Monday, October 22, 2001

As the war against terrorism continues, Canada's small-business owners are putting up a resilient front.

That's the finding of a survey conducted by the Canadian Federation of Independent Business in the days after the Sept. 11 terrorist attacks on the United States.

"We think the expression 'stubbornly optimistic' is kind of appropriate," federation president Catherine Swift says. "Small business is clearly showing quiet leadership by not expressing pessimism in these troubled times."

The CFIB survey found that 55 per cent of respondents expect their firms to perform "about the same, somewhat stronger or much stronger" for the rest of 2001.

But they seem to be even more optimistic in the longer term. Sixty-three per cent of respondents said they will feel that way about their businesses one year from now.

By comparison, 44 per cent see their firms performing "somewhat weaker or much weaker" for the rest of the year. Only 31 per cent hold that outlook for their businesses a year from now.

"These are encouraging readings," Swift says. "It is important to keep in mind that not only are small-business owners taking into account the recent acts of terrorism in the U.S., but also a sluggish economy that is always a damper on optimism."

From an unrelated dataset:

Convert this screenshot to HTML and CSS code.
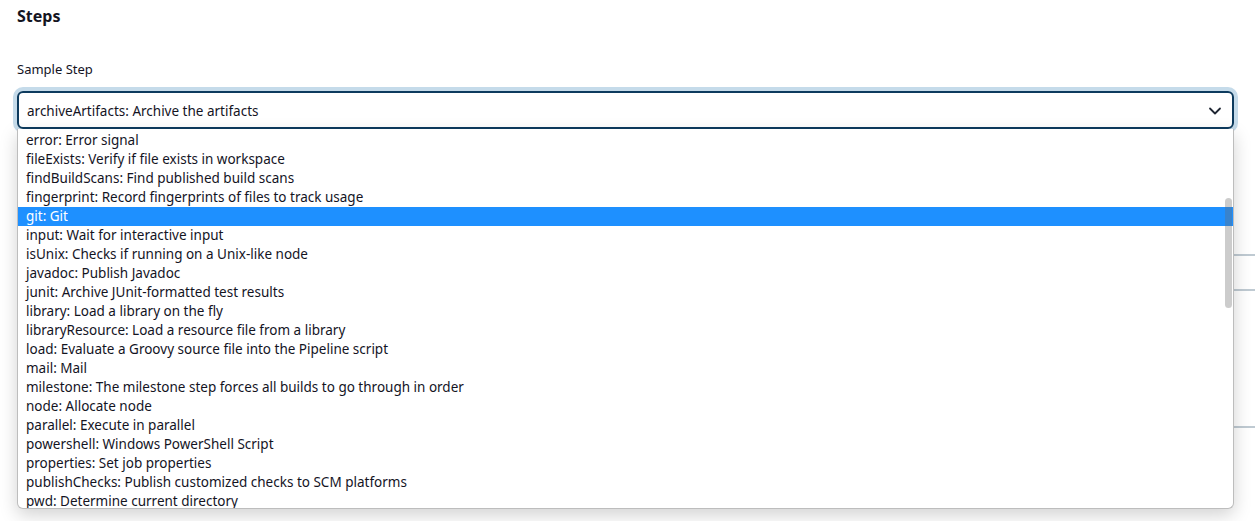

The CFIB e-mailed the survey two weeks after the attacks to a portion of the 100,000 small and medium-sized business owners on its membership roll, and received a respectable 1,323 responses. The survey's findings can be considered statistically accurate to within plus or minus 2.7 percentage points 19 times out of 20.

When asked about jobs, 77 per cent of respondents said they either will keep their current employees or expand their staff. Only 18 per cent expect to let people go; 5 per cent said they don't know.